Goal
Lines that hold the word "React" should be located and copied.

The data
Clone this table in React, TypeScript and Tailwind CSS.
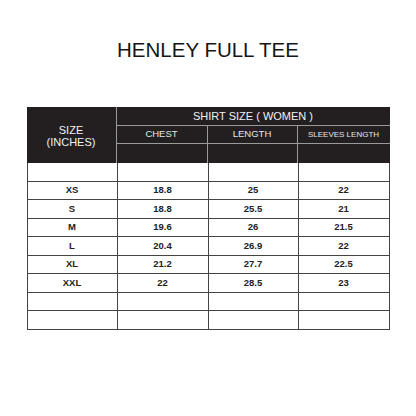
import React from "react";

const rows: [string, string, string, string][] = [
  ["", "", "", ""],
  ["XS", "18.8", "25", "22"],
  ["S", "18.8", "25.5", "21"],
  ["M", "19.6", "26", "21.5"],
  ["L", "20.4", "26.9", "22"],
  ["XL", "21.2", "27.7", "22.5"],
  ["XXL", "22", "28.5", "23"],
  ["", "", "", ""],
  ["", "", "", ""],
];

export default function App() {
  return (
    <div
      className="w-[416px] h-[416px] bg-white flex flex-col items-center"
      style={{ fontFamily: '"Liberation Sans", Arial, sans-serif' }}
    >
      <div className="mt-[38px] h-[24px] flex items-center text-[20.5px] text-[#151515] leading-none">
        HENLEY FULL TEE
      </div>
      <div className="mt-[45px] w-[363px] flex flex-col">
        {/* header */}
        <div className="flex bg-[#231f20] h-[56px]">
          <div className="w-[90px] border-r border-[#9a9a9a] flex flex-col items-center justify-center text-[11px] leading-[12px] text-[#f2f2f2] pt-[2px]">
            <span>SIZE</span>
            <span>(INCHES)</span>
          </div>
          <div className="flex-1 flex flex-col">
            <div className="h-[19px] border-b border-[#9a9a9a] flex items-center justify-center text-[11px] text-[#f2f2f2]">
              SHIRT SIZE ( WOMEN )
            </div>
            <div className="h-[18px] border-b border-[#9a9a9a] grid grid-cols-[91px_90px_1fr] text-[#e6e6e6]">
              <div className="border-r border-[#9a9a9a] flex items-center justify-center text-[9.5px]">CHEST</div>
              <div className="border-r border-[#9a9a9a] flex items-center justify-center text-[9.5px]">LENGTH</div>
              <div className="flex items-center justify-center text-[8px]">SLEEVES LENGTH</div>
            </div>
            <div className="flex-1 grid grid-cols-[91px_90px_1fr]">
              <div className="border-r border-[#9a9a9a]" />
              <div className="border-r border-[#9a9a9a]" />
              <div />
            </div>
          </div>
        </div>
        {/* body */}
        <div className="border-l border-r border-[#444] grid grid-cols-[90px_91px_90px_1fr]">
          {rows.map((r, i) =>
            r.map((c, j) => (
              <div
                key={`${i}-${j}`}
                className={`h-[18.55px] border-b border-[#444] flex items-center justify-center text-[9.5px] font-bold text-[#222] ${
                  j < 3 ? "border-r" : ""
                }`}
              >
                {c}
              </div>
            ))
          )}
        </div>
      </div>
    </div>
  );
}
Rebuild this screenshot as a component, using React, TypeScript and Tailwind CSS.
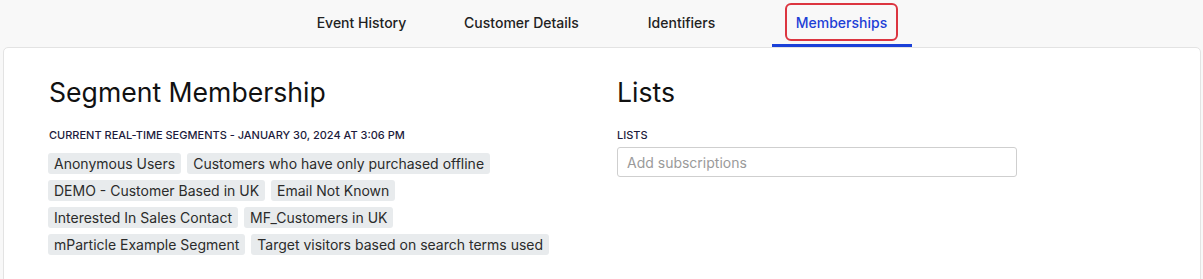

Answer for the task
Clone this table in React, TypeScript and Tailwind CSS.
import React from "react";
Rebuild this screenshot as a component, using React, TypeScript and Tailwind CSS.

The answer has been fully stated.